According to the European Commission’s recently proposed delegated acts for the Sustainable Finance Taxonomy, ordinary forest management is no longer to be defined as sustainable. The Swedish Forest Industries considers that the Commission has acted arbitrarily and that it is now much needed to “rethink and redo”.
– A delegated act is to supplement or amend non‑essential parts of EU legislative acts, for example, in order to define detailed measures. The now proposed delegated acts go way beyond that. In fact, if they were to be adopted in their present state, they would undoubtedly set the framework for EU industry policy going forward. EU Member States cannot relinquish so much power to the European Commission. Furthermore, the Commission course of action during the last six months has been anything but transparent and it is not sustainable for such comprehensive legislative acts to be drafted in a completely Commission internal process. Now the European Comission must rethink and redo to assure that the climate benefits created by sustainable forestry and forest-based products are included, says Magnus Berg, Head of the Industrial Policy Department at the Swedish Forest Industries.

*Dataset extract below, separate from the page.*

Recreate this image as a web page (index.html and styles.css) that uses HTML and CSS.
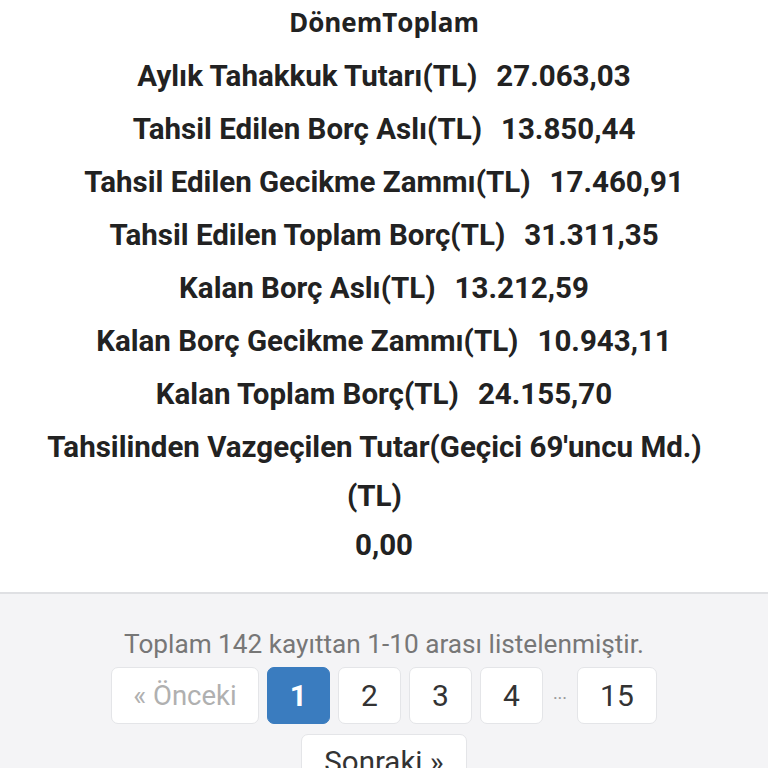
FILE: index.html
```html
<!DOCTYPE html>
<html lang="tr">
<head>
<meta charset="utf-8">
<link rel="stylesheet" href="styles.css">
</head>
<body>
<div class="panel">
  <div class="panel-body">
    <h3 class="title">DönemToplam</h3>
    <div class="row"><span class="label">Aylık Tahakkuk Tutarı(TL)</span><span class="value">27.063,03</span></div>
    <div class="row"><span class="label">Tahsil Edilen Borç Aslı(TL)</span><span class="value">13.850,44</span></div>
    <div class="row"><span class="label">Tahsil Edilen Gecikme Zammı(TL)</span><span class="value">17.460,91</span></div>
    <div class="row"><span class="label">Tahsil Edilen Toplam Borç(TL)</span><span class="value">31.311,35</span></div>
    <div class="row"><span class="label">Kalan Borç Aslı(TL)</span><span class="value">13.212,59</span></div>
    <div class="row"><span class="label">Kalan Borç Gecikme Zammı(TL)</span><span class="value">10.943,11</span></div>
    <div class="row"><span class="label">Kalan Toplam Borç(TL)</span><span class="value">24.155,70</span></div>
    <div class="row"><span class="label">Tahsilinden Vazgeçilen Tutar(Geçici 69'uncu Md.) (TL)</span><span class="value">0,00</span></div>
  </div>
  <div class="panel-footer">
    <p class="summary">Toplam 142 kayıttan 1-10 arası listelenmiştir.</p>
    <ul class="pagination">
      <li class="page disabled wide">« Önceki</li>
      <li class="page active">1</li>
      <li class="page">2</li>
      <li class="page">3</li>
      <li class="page">4</li>
      <li class="dots">···</li>
      <li class="page">15</li>
      <li class="page wide next">Sonraki »</li>
    </ul>
  </div>
</div>
</body>
</html>
```
FILE: styles.css
```css
html, body {
  margin: 0;
  padding: 0;
  background: #ffffff;
}
body {
  font-family: Roboto, "Liberation Sans", sans-serif;
  color: #222222;
}
.panel-body {
  padding: 0 0 18px;
  text-align: center;
}
.title {
  font-family: "Open Sans", Roboto, sans-serif;
  font-weight: 700;
  font-size: 26px;
  line-height: 45px;
  margin: 0 0 7px;
  color: #222;
}
.row {
  display: flex;
  flex-wrap: wrap;
  justify-content: center;
  font-weight: 700;
  font-size: 29.5px;
  line-height: 49px;
  margin-bottom: 4px;
  padding: 0 25px;
}
.label {
  margin-right: 19px;
}
.panel-footer {
  background: #f4f4f6;
  border-top: 2px solid #dfe0e3;
  padding: 30px 0 0;
  text-align: center;
  min-height: 200px;
}
.summary {
  margin: 0;
  font-size: 26.2px;
  line-height: 40px;
  color: #777777;
}
.pagination {
  list-style: none;
  margin: 3px 0 0;
  padding: 0 100px;
  display: flex;
  flex-wrap: wrap;
  justify-content: center;
  gap: 10px 8px;
}
.page {
  box-sizing: border-box;
  height: 57px;
  min-width: 63px;
  padding: 0 22px;
  background: #ffffff;
  border: 1px solid #e4e5e8;
  border-radius: 7px;
  font-size: 30px;
  line-height: 55px;
  color: #333;
  text-align: center;
}
.page.wide {
  padding: 0 21px;
  font-size: 27.5px;
}
.page.next {
  padding: 0 22px;
  font-size: 29.5px;
}
.page.disabled {
  color: #b0b0b0;
}
.page.active {
  background: #3a7cbf;
  border-color: #3a7cbf;
  color: #fff;
  font-weight: 700;
}
.dots {
  box-sizing: border-box;
  height: 57px;
  padding: 6px 2px 0;
  color: #999;
  font-size: 18px;
  line-height: 51px;
}
```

The Taxonomy will affect the Swedish forest industries in several ways, such as forest management, energy, transport and construction.
Acknowledge industries contributing to climate neutrality
– Our strongest objection on the delegated acts is the part about forest management. The Commission has arbitrarily changed the setup versus the Technical Expert Group report and now disqualifies ordinary management practices from being classified as sustainable. The Commission intention is apparently to guide sustainable investments to the conversion of fossil-based industries, which is a benevolent purpose. But at the same time, to exclude industries that already base their operations on renewable raw materials and fossil-free processes, is definitely not the right way forward. Excluding ordinary forest management will have major negative consequences for the Swedish forest industries. It will undoubtedly affect the financial sector’s attitude towards us. We are also afraid that this incorrect perspective on forest management’s contribution to climate change and adaptation will penetrate other legislative initiatives, says Magnus Berg.
Magnus Berg criticizes the starting points for the Taxonomy development.
– We support that the EU develops a tool to help investors understand whether an economic activity is environmentally sustainable and creates climate benefits. Such a tool must, however, also stimulate growth in industries that already contribute the most. Otherwise, the Taxonomy will punish those who already have come far and are at the forefront, which is completely the wrong signal to send for the EU to reach climate neutrality. Every year, the Swedish forest industries contribute with climate benefits that are almost twice as large as the emissions Sweden reports. For the European forest-based sector, the overall and total benefit corresponds to approximately 20 percent of all fossil emissions in the EU. If anything, the EU should stimulate the reduction in fossil emissions that occurs when forest-based products replace fossil-based ones, concludes Magnus Berg.
The forestry sector's climate contribution
It’s all about the three S’s: sequestration of carbon in growing forests, storage of carbon in wood-based products and substitution when forest-based products replace fossil-based alternatives. The Swedish forest industry has a positive effect on the global climate equivalent to around 90 million tonnes of carbon dioxide per year. The overall and positive climate effect of the European forests and the forest-based sector is estimated at -806 million tons of carbon dioxide equivalents annually. This corresponds to c. 20 % of all fossil emissions in the European Union.